Your goal – Reproduce the listing exactly, with no pictures in your copy.
:: Collected material ::
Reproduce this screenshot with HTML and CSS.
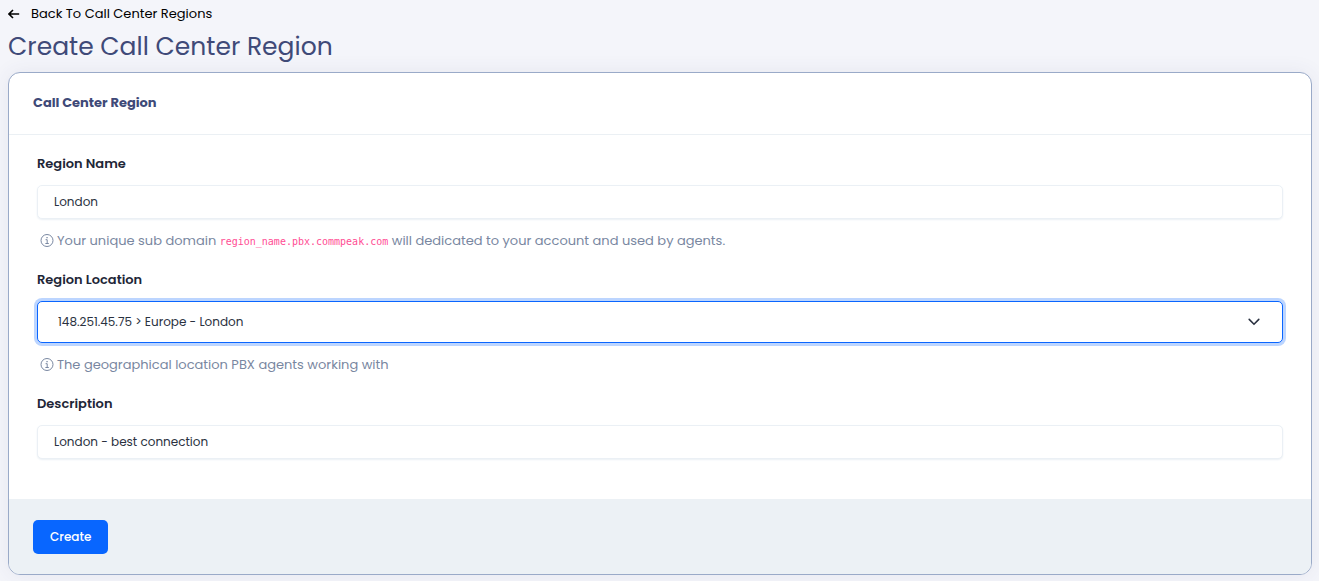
FILE: index.html
```html
<!DOCTYPE html>
<html lang="en">
<head>
<meta charset="utf-8">
<title>Create Call Center Region</title>
<link rel="stylesheet" href="styles.css">
</head>
<body>
<main class="page">
  <a class="back" href="#">
    <svg class="back-icon" viewBox="0 0 12 10" aria-hidden="true"><path d="M11.2 5H1M5 1L1 5l4 4"/></svg>
    <span>Back To Call Center Regions</span>
  </a>
  <h1 class="title">Create Call Center Region</h1>
  <form class="card">
    <h2 class="card-header">Call Center Region</h2>
    <div class="card-body">
      <div class="field">
        <label class="label" for="name">Region Name</label>
        <input class="control" id="name" type="text" value="London">
        <p class="help">
          <svg class="info" viewBox="0 0 14 14" aria-hidden="true"><circle cx="7" cy="6.500" r="6"/><path d="M5.600 5.700H7.200V9.500M5.400 9.500h3.400"/><path class="dot" d="M6.400 2.900h1.300v1.300H6.400z"/></svg>
          <span>Your unique sub domain <code class="domain">region_name.pbx.commpeak.com</code> will dedicated to your account and used by agents.</span>
        </p>
      </div>
      <div class="field">
        <label class="label" for="location">Region Location</label>
        <div class="select-wrap">
          <select class="control select" id="location">
            <option>148.251.45.75 &gt; Europe - London</option>
          </select>
          <svg class="chevron" viewBox="0 0 12 8" aria-hidden="true"><path d="M1.200 1.400L6 6.200l4.800-4.800"/></svg>
        </div>
        <p class="help">
          <svg class="info" viewBox="0 0 14 14" aria-hidden="true"><circle cx="7" cy="6.500" r="6"/><path d="M5.600 5.700H7.200V9.500M5.400 9.500h3.400"/><path class="dot" d="M6.400 2.900h1.300v1.300H6.400z"/></svg>
          <span>The geographical location PBX agents working with</span>
        </p>
      </div>
      <div class="field">
        <label class="label" for="description">Description</label>
        <input class="control" id="description" type="text" value="London - best connection">
      </div>
    </div>
    <div class="card-footer">
      <button class="button" type="submit">Create</button>
    </div>
  </form>
</main>
</body>
</html>
```
FILE: styles.css
```css
* {
  box-sizing: border-box;
}

body {
  margin: 0;
  background: #f4f5fa;
  color: #1e2637;
  font: 13px/20px Poppins, Inter, sans-serif;
}

.page {
  padding: 4px 7px 6px 8px;
}

.back {
  display: flex;
  align-items: center;
  gap: 11px;
  color: #000;
  text-decoration: none;
}

.back-icon {
  width: 12px;
  height: 10px;
  fill: none;
  stroke: #000;
  stroke-width: 1.6;
}

.title {
  margin: 5px 0 7px;
  color: #3f4a78;
  font-size: 25px;
  font-weight: 400;
  line-height: 36px;
}

.card {
  overflow: hidden;
  border: 1px solid #9aaac8;
  border-radius: 12px;
  background: #fff;
  box-shadow: 0 0 20px rgba(60, 60, 110, 0.08);
}

.card-header {
  margin: 0;
  padding: 20px 24px 21px;
  border-bottom: 1px solid #ebf0f4;
  color: #3f4a78;
  font-size: 13px;
  font-weight: 700;
}

.card-body {
  display: flex;
  flex-direction: column;
  gap: 19px;
  padding: 19px 28px 40px;
}

.field {
  display: flex;
  flex-direction: column;
}

.label {
  margin-bottom: 11px;
  font-weight: 600;
}

.control {
  width: 100%;
  height: 34px;
  padding: 0 16px;
  border: 1px solid #ebf0f5;
  border-radius: 5px;
  outline: none;
  background: #fff;
  box-shadow: 0 1px 2px #ebf0f5;
  color: #2a3140;
  font: inherit;
  font-size: 12px;
}

.select-wrap {
  display: grid;
  align-items: center;
}

.select,
.chevron {
  grid-area: 1 / 1;
}

.select {
  height: 42px;
  padding: 0 20px;
  border-color: #0a66ff;
  box-shadow: 0 0 0 3px #bcd5ff;
  appearance: none;
}

.chevron {
  justify-self: end;
  width: 12px;
  height: 8px;
  margin-right: 23px;
  fill: none;
  stroke: #2a3140;
  stroke-width: 1.6;
  stroke-linecap: round;
  pointer-events: none;
}

.help {
  display: flex;
  align-items: center;
  gap: 3px;
  margin: 12px 0 0;
  padding-left: 3px;
  color: #7987a1;
}

.info {
  flex: none;
  width: 14px;
  height: 14px;
  fill: none;
  stroke: #7987a1;
}

.dot {
  fill: #7987a1;
  stroke: none;
}

.domain {
  color: #ff4d94;
  font-family: "DejaVu Sans Mono", monospace;
  font-size: 10px;
  line-height: 1;
}

.card-footer {
  padding: 21px 24px 20px;
  background: #ecf1f5;
}

.button {
  display: block;
  height: 34px;
  padding: 0 17px;
  border: 0;
  border-radius: 5px;
  background: #0866ff;
  color: #fff;
  font: inherit;
  font-size: 12px;
  font-weight: 500;
}
```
:::
Problem solution –
Reproduce this screenshot with HTML and CSS.
FILE: index.html
```html
<!DOCTYPE html>
<html lang="en">
<head>
<meta charset="utf-8">
<title>Create Call Center Region</title>
<link rel="stylesheet" href="styles.css">
</head>
<body>
<main class="page">
  <a class="back" href="#">
    <svg class="back-icon" viewBox="0 0 12 10" aria-hidden="true"><path d="M11.2 5H1M5 1L1 5l4 4"/></svg>
    <span>Back To Call Center Regions</span>
  </a>
  <h1 class="title">Create Call Center Region</h1>
  <form class="card">
    <h2 class="card-header">Call Center Region</h2>
    <div class="card-body">
      <div class="field">
        <label class="label" for="name">Region Name</label>
        <input class="control" id="name" type="text" value="London">
        <p class="help">
          <svg class="info" viewBox="0 0 14 14" aria-hidden="true"><circle cx="7" cy="6.500" r="6"/><path d="M5.600 5.700H7.200V9.500M5.400 9.500h3.400"/><path class="dot" d="M6.400 2.900h1.300v1.300H6.400z"/></svg>
          <span>Your unique sub domain <code class="domain">region_name.pbx.commpeak.com</code> will dedicated to your account and used by agents.</span>
        </p>
      </div>
      <div class="field">
        <label class="label" for="location">Region Location</label>
        <div class="select-wrap">
          <select class="control select" id="location">
            <option>148.251.45.75 &gt; Europe - London</option>
          </select>
          <svg class="chevron" viewBox="0 0 12 8" aria-hidden="true"><path d="M1.200 1.400L6 6.200l4.800-4.800"/></svg>
        </div>
        <p class="help">
          <svg class="info" viewBox="0 0 14 14" aria-hidden="true"><circle cx="7" cy="6.500" r="6"/><path d="M5.600 5.700H7.200V9.500M5.400 9.500h3.400"/><path class="dot" d="M6.400 2.900h1.300v1.300H6.400z"/></svg>
          <span>The geographical location PBX agents working with</span>
        </p>
      </div>
      <div class="field">
        <label class="label" for="description">Description</label>
        <input class="control" id="description" type="text" value="London - best connection">
      </div>
    </div>
    <div class="card-footer">
      <button class="button" type="submit">Create</button>
    </div>
  </form>
</main>
</body>
</html>
```
FILE: styles.css
```css
* {
  box-sizing: border-box;
}

body {
  margin: 0;
  background: #f4f5fa;
  color: #1e2637;
  font: 13px/20px Poppins, Inter, sans-serif;
}

.page {
  padding: 4px 7px 6px 8px;
}

.back {
  display: flex;
  align-items: center;
  gap: 11px;
  color: #000;
  text-decoration: none;
}

.back-icon {
  width: 12px;
  height: 10px;
  fill: none;
  stroke: #000;
  stroke-width: 1.6;
}

.title {
  margin: 5px 0 7px;
  color: #3f4a78;
  font-size: 25px;
  font-weight: 400;
  line-height: 36px;
}

.card {
  overflow: hidden;
  border: 1px solid #9aaac8;
  border-radius: 12px;
  background: #fff;
  box-shadow: 0 0 20px rgba(60, 60, 110, 0.08);
}

.card-header {
  margin: 0;
  padding: 20px 24px 21px;
  border-bottom: 1px solid #ebf0f4;
  color: #3f4a78;
  font-size: 13px;
  font-weight: 700;
}

.card-body {
  display: flex;
  flex-direction: column;
  gap: 19px;
  padding: 19px 28px 40px;
}

.field {
  display: flex;
  flex-direction: column;
}

.label {
  margin-bottom: 11px;
  font-weight: 600;
}

.control {
  width: 100%;
  height: 34px;
  padding: 0 16px;
  border: 1px solid #ebf0f5;
  border-radius: 5px;
  outline: none;
  background: #fff;
  box-shadow: 0 1px 2px #ebf0f5;
  color: #2a3140;
  font: inherit;
  font-size: 12px;
}

.select-wrap {
  display: grid;
  align-items: center;
}

.select,
.chevron {
  grid-area: 1 / 1;
}

.select {
  height: 42px;
  padding: 0 20px;
  border-color: #0a66ff;
  box-shadow: 0 0 0 3px #bcd5ff;
  appearance: none;
}

.chevron {
  justify-self: end;
  width: 12px;
  height: 8px;
  margin-right: 23px;
  fill: none;
  stroke: #2a3140;
  stroke-width: 1.6;
  stroke-linecap: round;
  pointer-events: none;
}

.help {
  display: flex;
  align-items: center;
  gap: 3px;
  margin: 12px 0 0;
  padding-left: 3px;
  color: #7987a1;
}

.info {
  flex: none;
  width: 14px;
  height: 14px;
  fill: none;
  stroke: #7987a1;
}

.dot {
  fill: #7987a1;
  stroke: none;
}

.domain {
  color: #ff4d94;
  font-family: "DejaVu Sans Mono", monospace;
  font-size: 10px;
  line-height: 1;
}

.card-footer {
  padding: 21px 24px 20px;
  background: #ecf1f5;
}

.button {
  display: block;
  height: 34px;
  padding: 0 17px;
  border: 0;
  border-radius: 5px;
  background: #0866ff;
  color: #fff;
  font: inherit;
  font-size: 12px;
  font-weight: 500;
}
```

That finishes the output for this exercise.